On the ongoing legal claim by Iquip Limited, he said the matter was subject of a judicial process and therefore not to be discussed prematurely. “As this matter is now before the High Court of Kenya, we are not in a position to comment on the merits of their claim (or lack thereof),” he said. However, he added that deliberations are going on between the various stakeholders in TEAMS and efforts are underway to explore the most expedient proposals to resolve the dispute amicably and in the interests of the overall TEAMs project.
Joseph said the final shareholding in TEAMS Limited may therefore change to reflect the possible resolution of this dispute.
According to the statement, following the completion of the laying of shore end cable and the opening of the TEAMS landing station in Mombasa the cable system has been undergoing rigorous testing in accordance with the terms of the construction agreement signed with the contractors M/s Alcatel Lucent Submarine Networks Systems Ltd. It is expected the testing will be completed by the week of mid this month and various shareholders who have already connected to the cable system will be able to activate their usage of the capacity.
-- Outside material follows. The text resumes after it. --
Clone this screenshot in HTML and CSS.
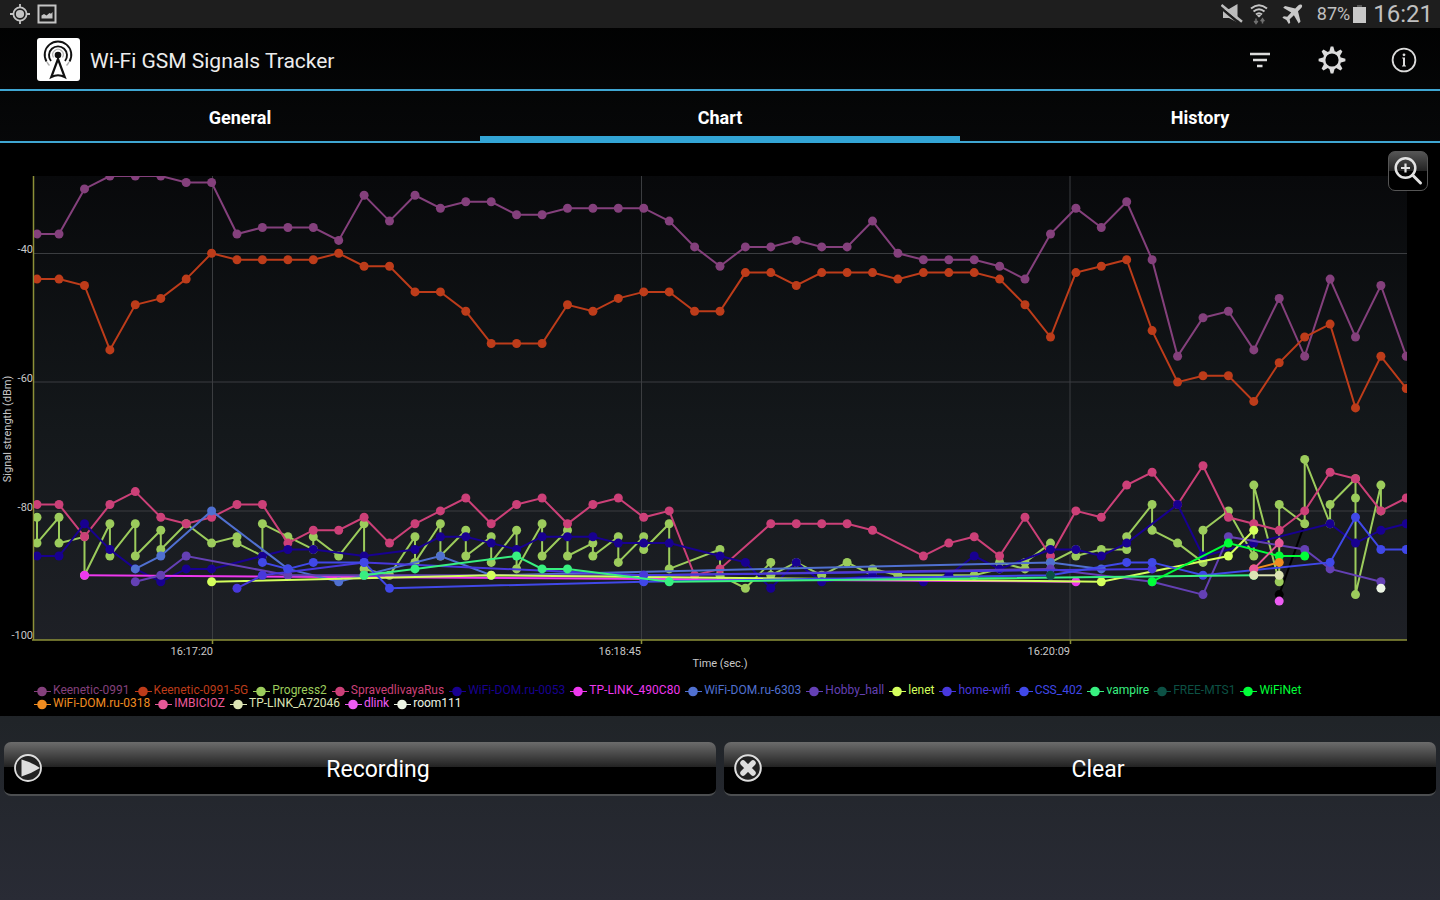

Joseph said that with regard to onward connectivity from Fujairah in the UAE to the rest of the world, all the shareholders in TEAMs have entered into multilateral or unilateral onward connectivity agreements with several of the international carriers present in Fujairah to terminate their voice and IP traffic in different global destinations such as London, Hongkong, Italy and Singapore.
He said as soon as the cable is handed over to TEAMS by the contractors, this connectivity will be activated and it will then be up to each investor to decide the pricing and timing of the launch of their individual bandwidth on the cable.